A spare gas bottle can be an absolute lifesaver. This was one thing that I didn’t think about in the 18 hours I spent preparing for my trip before leaving for three months and I absolutely wish that I did. As a result, I ran out of gas and therefore was unable to light my cooker and cook any food. What some people may not realise is that gas bottles available for purchase in Europe are often not compatible with vans built in the UK and so I couldn’t even buy myself a replacement. This resulted in a month of eating quaver wraps or microwaving pasta. The latter of which I had never tried until arriving in San Marino, where no restaurants or shops were open, but desperate times call for desperate measures. So, make sure to pack a spare gas bottle, or two, to make sure you’re always able to cook a delicious meal no matter where you are in the world.

While this may seem obvious, it’s always good to mention as it can be a life-saver - a spare tyre. This means that if anything happens when you’re far away from home, you’re able to change your tyre and get back on the road as soon as possible without having to call an international AA service and attempt to use google translate to describe your whereabouts. Therefore, it is a great idea to learn how to change the tyre before you go, or to travel with someone who does know, and to pack all the necessary tools to do so. You may never touch them and they could lie in the garage of your van gathering dust until you return home. But it’s better to be safe rather than sorry.

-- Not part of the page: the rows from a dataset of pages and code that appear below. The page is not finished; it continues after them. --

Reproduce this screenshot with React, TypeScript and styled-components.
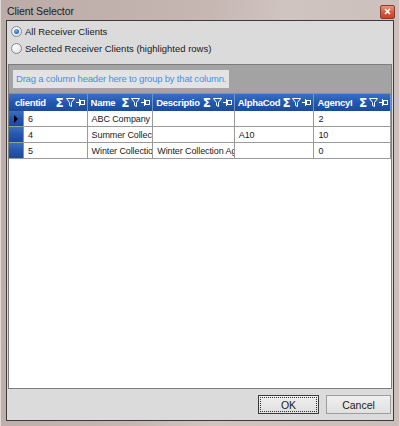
import styled, { createGlobalStyle } from "styled-components";

const GlobalStyle = createGlobalStyle`
  html, body {
    margin: 0;
    padding: 0;
    background: #c9bbb7;
  }
  * {
    box-sizing: border-box;
  }
`;

type Column = { key: string; title: string; width: number };

const columns: Column[] = [
  { key: "clientid", title: "clientid", width: 64 },
  { key: "name", title: "Name", width: 66 },
  { key: "description", title: "Descriptio", width: 82 },
  { key: "alpha", title: "AlphaCod", width: 80 },
  { key: "agency", title: "AgencyI", width: 77 },
];

const rows = [
  { clientid: "6", name: "ABC Company", description: "", alpha: "", agency: "2" },
  { clientid: "4", name: "Summer Collect", description: "", alpha: "A10", agency: "10" },
  { clientid: "5", name: "Winter Collectio", description: "Winter Collection Ag", alpha: "", agency: "0" },
];

const INDICATOR = 15;

const FilterIcon = () => (
  <svg width="9" height="9" viewBox="0 0 9 9">
    <path d="M0.5 0.5 H8.5 L5.5 4.5 V8.5 L3.5 7.5 V4.5 Z" fill="none" stroke="#fff" strokeWidth="1" />
  </svg>
);

const PinIcon = () => (
  <svg width="9" height="7" viewBox="0 0 9 7">
    <path d="M0 3.5 H3 M3.5 0 V7" stroke="#fff" strokeWidth="1" fill="none" />
    <rect x="4.5" y="1.5" width="4" height="4" fill="none" stroke="#fff" strokeWidth="1" />
  </svg>
);

const HeaderIcons = () => (
  <Icons>
    <Sigma>Σ</Sigma>
    <FilterIcon />
    <PinIcon />
  </Icons>
);

export default function App() {
  return (
    <>
      <GlobalStyle />
      <Window>
        <TitleBar>
          <Title>Client Selector</Title>
          <CloseButton>
            <svg width="7" height="7" viewBox="0 0 7 7">
              <path d="M1 1 L6 6 M6 1 L1 6" stroke="#fff" strokeWidth="1.6" />
            </svg>
          </CloseButton>
        </TitleBar>
        <Client>
          <Options>
            <RadioRow>
              <Radio checked />
              <span>All Receiver Clients</span>
            </RadioRow>
            <RadioRow>
              <Radio />
              <span>Selected Receiver Clients (highlighted rows)</span>
            </RadioRow>
          </Options>
          <Grid>
            <GroupPanel>
              <GroupHint>Drag a column header here to group by that column.</GroupHint>
            </GroupPanel>
            <HeaderRow>
              {columns.map((col, i) => (
                <HeaderCell key={col.key} $width={i === 0 ? col.width + INDICATOR : col.width} $first={i === 0}>
                  <HeaderText>{col.title}</HeaderText>
                  <HeaderIcons />
                </HeaderCell>
              ))}
            </HeaderRow>
            <Body>
              {rows.map((row, r) => (
                <DataRow key={r}>
                  <Indicator>{r === 0 && <Pointer />}</Indicator>
                  {columns.map((col) => (
                    <Cell key={col.key} $width={col.width}>
                      {row[col.key as keyof typeof row]}
                    </Cell>
                  ))}
                </DataRow>
              ))}
            </Body>
          </Grid>
          <Footer>
            <Button $default>
              <FocusRect>OK</FocusRect>
            </Button>
            <Button>Cancel</Button>
          </Footer>
        </Client>
      </Window>
    </>
  );
}

const Window = styled.div`
  width: 400px;
  height: 426px;
  display: flex;
  flex-direction: column;
  padding: 0 5px 5px 5px;
  background: linear-gradient(100deg, #bcaba7 0%, #c6b7b3 45%, #d0c4c0 60%, #cbbeba 100%);
  border-left: 1px solid #e2dad8;
  border-right: 1px solid #e2dad8;
  font-family: "Liberation Sans", Arial, sans-serif;
  font-size: 9.5px;
  letter-spacing: -0.2px;
  color: #000;
`;

const TitleBar = styled.div`
  height: 20px;
  display: flex;
  align-items: center;
  justify-content: space-between;
  padding: 0 0 0 1px;
`;

const Title = styled.div`
  font-size: 10.5px;
  letter-spacing: -0.1px;
  color: #1c1c1c;
  padding-top: 1px;
`;

const CloseButton = styled.div`
  width: 15px;
  height: 14px;
  margin-top: 3px;
  margin-right: -1px;
  display: flex;
  align-items: center;
  justify-content: center;
  border: 1px solid #8e3a2e;
  border-radius: 2px;
  background: linear-gradient(#e9957f 0%, #d65b40 50%, #c7432a 100%);
`;

const Client = styled.div`
  flex: 1;
  display: flex;
  flex-direction: column;
  background: #dbdbdb;
  border: 1px solid #3c3c3c;
  padding: 0 1px 0 1px;
`;

const Options = styled.div`
  display: flex;
  flex-direction: column;
  gap: 4px;
  padding: 4px 0 0 3px;
  height: 41px;
`;

const RadioRow = styled.label`
  display: flex;
  align-items: center;
  gap: 3px;
  height: 13px;
  color: #1a1a1a;
  letter-spacing: 0;
`;

const Radio = styled.span<{ checked?: boolean }>`
  width: 11px;
  height: 11px;
  border-radius: 50%;
  border: 1px solid #8a8a8a;
  background: radial-gradient(circle at 40% 35%, #ffffff 0%, #e4e4e4 70%, #cfcfcf 100%);
  position: relative;
  &::after {
    content: "";
    display: ${(p) => (p.checked ? "block" : "none")};
    position: absolute;
    left: 2px;
    top: 2px;
    width: 5px;
    height: 5px;
    border-radius: 50%;
    background: radial-gradient(circle at 40% 35%, #7fb6f0 0%, #2a6fcf 60%, #174f9c 100%);
  }
`;

const Grid = styled.div`
  flex: 1;
  display: flex;
  flex-direction: column;
  border: 1px solid #7d7d7d;
  background: #fff;
  margin-top: 2px;
`;

const GroupPanel = styled.div`
  height: 29px;
  background: #a3a3a3;
  padding: 5px 0 0 4px;
  border-bottom: 1px solid #8e8e8e;
`;

const GroupHint = styled.div`
  display: inline-block;
  height: 18px;
  line-height: 18px;
  padding: 0 3px;
  background: #e3e3e3;
  color: #4d8fd8;
`;

const HeaderRow = styled.div`
  display: flex;
  height: 17px;
  background: linear-gradient(#3a6fc6 0%, #2358b0 50%, #1c4a9a 100%);
`;

const HeaderCell = styled.div<{ $width: number; $first?: boolean }>`
  width: ${(p) => p.$width}px;
  display: flex;
  align-items: center;
  gap: 1px;
  padding: 0 2px 0 ${(p) => (p.$first ? 6 : 3)}px;
  border-right: 1px solid #6e93cf;
  overflow: hidden;
`;

const HeaderText = styled.span`
  flex: 1;
  color: #fff;
  font-weight: bold;
  letter-spacing: -0.3px;
  white-space: nowrap;
  overflow: hidden;
  text-overflow: clip;
`;

const Icons = styled.span`
  display: flex;
  align-items: center;
  gap: 1px;
  flex-shrink: 0;
`;

const Sigma = styled.span`
  color: #fff;
  font-family: "DejaVu Sans", sans-serif;
  font-weight: bold;
  font-size: 12px;
  line-height: 1;
  margin-right: 1px;
`;

const Body = styled.div`
  flex: 1;
  display: flex;
  flex-direction: column;
`;

const DataRow = styled.div`
  display: flex;
  height: 16px;
  border-bottom: 1px solid #9a9a9a;
`;

const Indicator = styled.div`
  width: ${INDICATOR}px;
  display: flex;
  align-items: center;
  justify-content: center;
  background: linear-gradient(#3d6fc0 0%, #2457ad 50%, #1d4996 100%);
  border-right: 1px solid #6e93cf;
`;

const Pointer = styled.span`
  width: 0;
  height: 0;
  border-top: 4px solid transparent;
  border-bottom: 4px solid transparent;
  border-left: 4px solid #000;
`;

const Cell = styled.div<{ $width: number }>`
  width: ${(p) => p.$width}px;
  padding: 0 0 0 4px;
  display: flex;
  align-items: center;
  border-right: 1px solid #9a9a9a;
  white-space: nowrap;
  overflow: hidden;
  font-size: 9px;
  letter-spacing: -0.1px;
  color: #1a1a1a;
`;

const Footer = styled.div`
  height: 31px;
  display: flex;
  align-items: center;
  justify-content: flex-end;
  gap: 7px;
  padding: 0 1px 0 0;
`;

const Button = styled.div<{ $default?: boolean }>`
  width: ${(p) => (p.$default ? 61 : 65)}px;
  height: 19px;
  display: flex;
  align-items: center;
  justify-content: center;
  font-size: 10.5px;
  letter-spacing: 0;
  color: #1a1a1a;
  background: linear-gradient(#efefef, #e0e0e0);
  border: 1px solid ${(p) => (p.$default ? "#3a3a3a" : "#9d9d9d")};
  padding: 1px;
`;

const FocusRect = styled.span`
  flex: 1;
  align-self: stretch;
  display: flex;
  align-items: center;
  justify-content: center;
  border: 1px dotted #333;
`;
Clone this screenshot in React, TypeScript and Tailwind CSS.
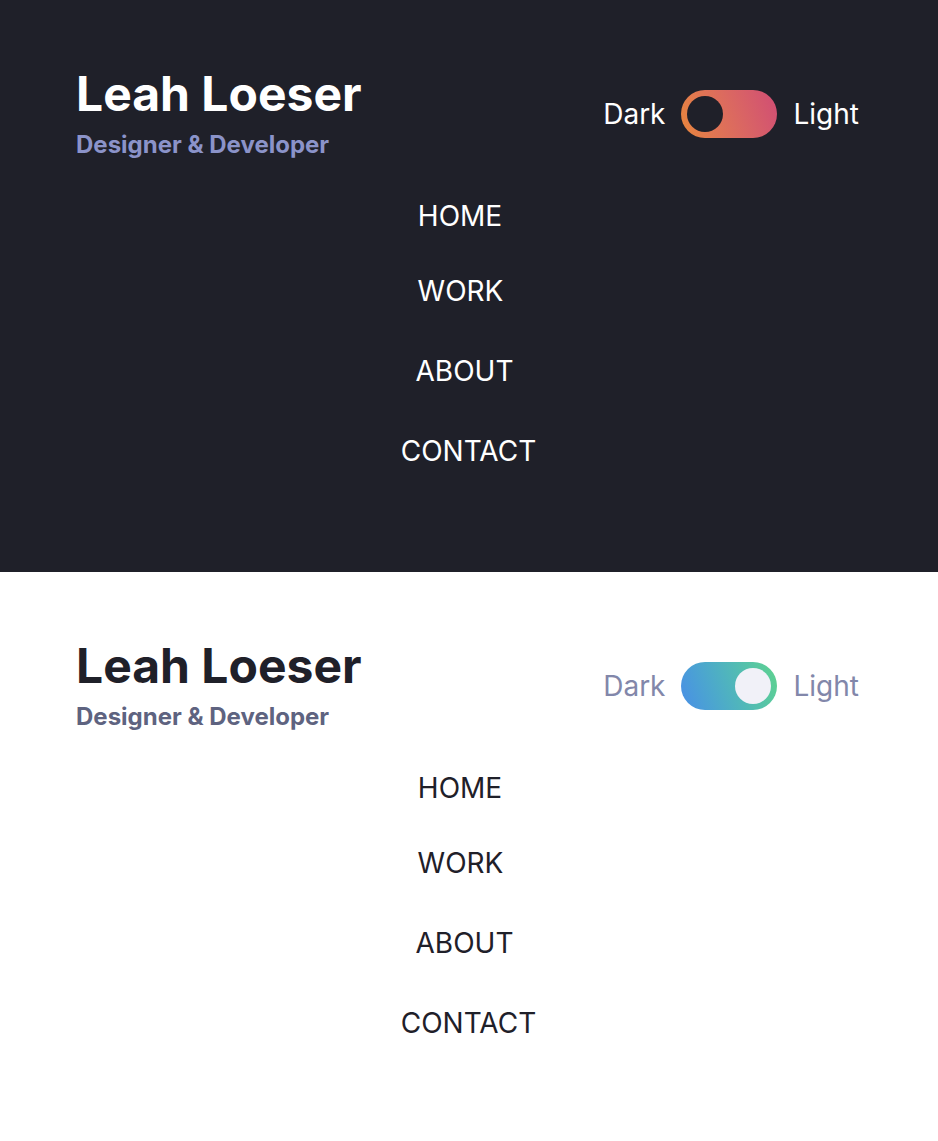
import React from "react"

type Mode = "dark" | "light"

const links = [
  { label: "HOME", shift: "pr-[18px]", space: "mt-0" },
  { label: "WORK", shift: "pr-[17px]", space: "mt-[47px]" },
  { label: "ABOUT", shift: "pr-[9px]", space: "mt-[52px]" },
  { label: "CONTACT", shift: "pr-[1px]", space: "mt-[52px]" },
]

function Toggle({ mode }: { mode: Mode }) {
  const dark = mode === "dark"
  return (
    <div
      className={
        "flex h-12 w-24 items-center rounded-full px-[6px] bg-linear-70 " +
        (dark
          ? "justify-start from-[#e8863a] to-[#d04c74]"
          : "justify-end from-[#4a8ee6] to-[#5fd38c]")
      }
    >
      <span className={"block h-9 w-9 rounded-full " + (dark ? "bg-[#1f2029]" : "bg-[#f1f1f8]")} />
    </div>
  )
}

function Panel({ mode }: { mode: Mode }) {
  const dark = mode === "dark"
  return (
    <section className={"pt-[70px] " + (dark ? "h-[572px] bg-[#1f2029]" : "h-[569px] bg-white")}>
      <header className="flex items-start justify-between pl-[76px] pr-[79px]">
        <div>
          <h1 className={"text-[48px] font-bold leading-[48px] " + (dark ? "text-white" : "text-[#1f2029]")}>
            Leah Loeser
          </h1>
          <p className={"mt-[13px] text-[24px] font-bold leading-[28px] " + (dark ? "text-[#8b93c9]" : "text-[#5e6380]")}>
            Designer &amp; Developer
          </p>
        </div>
        <div className={"mt-[20px] flex items-center gap-4 text-[28px] " + (dark ? "text-white" : "text-[#8287aa]")}>
          <span>Dark</span>
          <Toggle mode={mode} />
          <span>Light</span>
        </div>
      </header>
      <nav className="mt-[43px]">
        <ul className="flex flex-col items-center">
          {links.map((l) => (
            <li
              key={l.label}
              className={"text-[28px] leading-[28px] " + l.space + " " + l.shift}
            >
              <a href="#" className={dark ? "text-white" : "text-[#1f2029]"}>
                {l.label}
              </a>
            </li>
          ))}
        </ul>
      </nav>
    </section>
  )
}

export default function App() {
  return (
    <div className="w-[938px] font-['Inter',sans-serif]">
      <Panel mode="dark" />
      <Panel mode="light" />
    </div>
  )
}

You'd be surprised by how much you forget when you’re packing as much as you can into a little van and saying goodbye to home, but make sure to pack lots of non-perishable food. Van life isn’t exactly known for being a high-tech lifestyle and you never know when your fridge might cut out or your batteries might power down so having plenty of non-perishable food is always a good option. Note my choice of quaver wraps and microwaved pasta. Whatever your go-to is, make sure you have lots of it. Also throw in a bunch of chocolate bars and road-trip sweets because if your experience is anything like mine, you might find yourself driving 16 straight hours to get across the border in time and you’ll definitely need some snacks to refuel and keep you awake. Additionally, pack as much drinking water as you can fit in the back of your van as you never know what the facilities in a campsite are going be like, or when your water will run out. I’ve found it is usually at the most inopportune times, like in the middle of scrubbing a tough rice stain off your pan, or at 3am and you’re freezing cold, half asleep and desperate for a glass of water.

All in all, there are always going to be difficulties when living in a van for an extended period of time - it is so different to what we’re used to but that’s all part of the fun and gives you amazing stories to tell when you get back home! And with a little bit of adjusting and some over-preparing you can make sure you’re all set to be comfortable and have an amazing trip. Don’t forget to put safety first and have essentials like oil and screen-wash at hand. And if you’re in continental Europe it’s always a good idea to have all the official documentation of ownership and insurance in case you get pulled over (believe me, it happens more than you would hope.) It’s also a legal requirement to carry a breathalyser, a high-vis jacket, a warning training and GB stickers on your vehicle in many European countries. You can find more information about all of these requirements on the government website. Remember to learn a few key phrases in the language of the countries you’re visiting.

While this article highlights some of the various problems that can occur, I definitely don’t want to deter you from what could potentially turn out to be a trip of a lifetime. There were so many incredible moments from my adventure, like skiing in Switzerland, visiting the Colosseum when it was entirely empty, and learning to make pasta and drinking wine in Rome with a professional chef. All whilst able to come home at the end of the day and watch a movie in my own bed. Overall, I visited ten countries in three months, spending a whole month just in Italy at the end! Van life can be so rewarding. It allows you to experience so many different places on a much deeper level with the freedom to go where you want, when you want, all whilst maintaining the comfort of your own ‘home’. Once you have offset the starting costs of buying or hiring a van and acquiring all the necessary insurance, it is also a relatively cheap way of travelling as you never have to worry about hotel costs or paying for overpriced restaurant meals. I could not recommend it more. For my final piece of advice, remember to have an amazing time and embrace all the new experiences, you never know who you might meet or what amazing stories you will have to tell!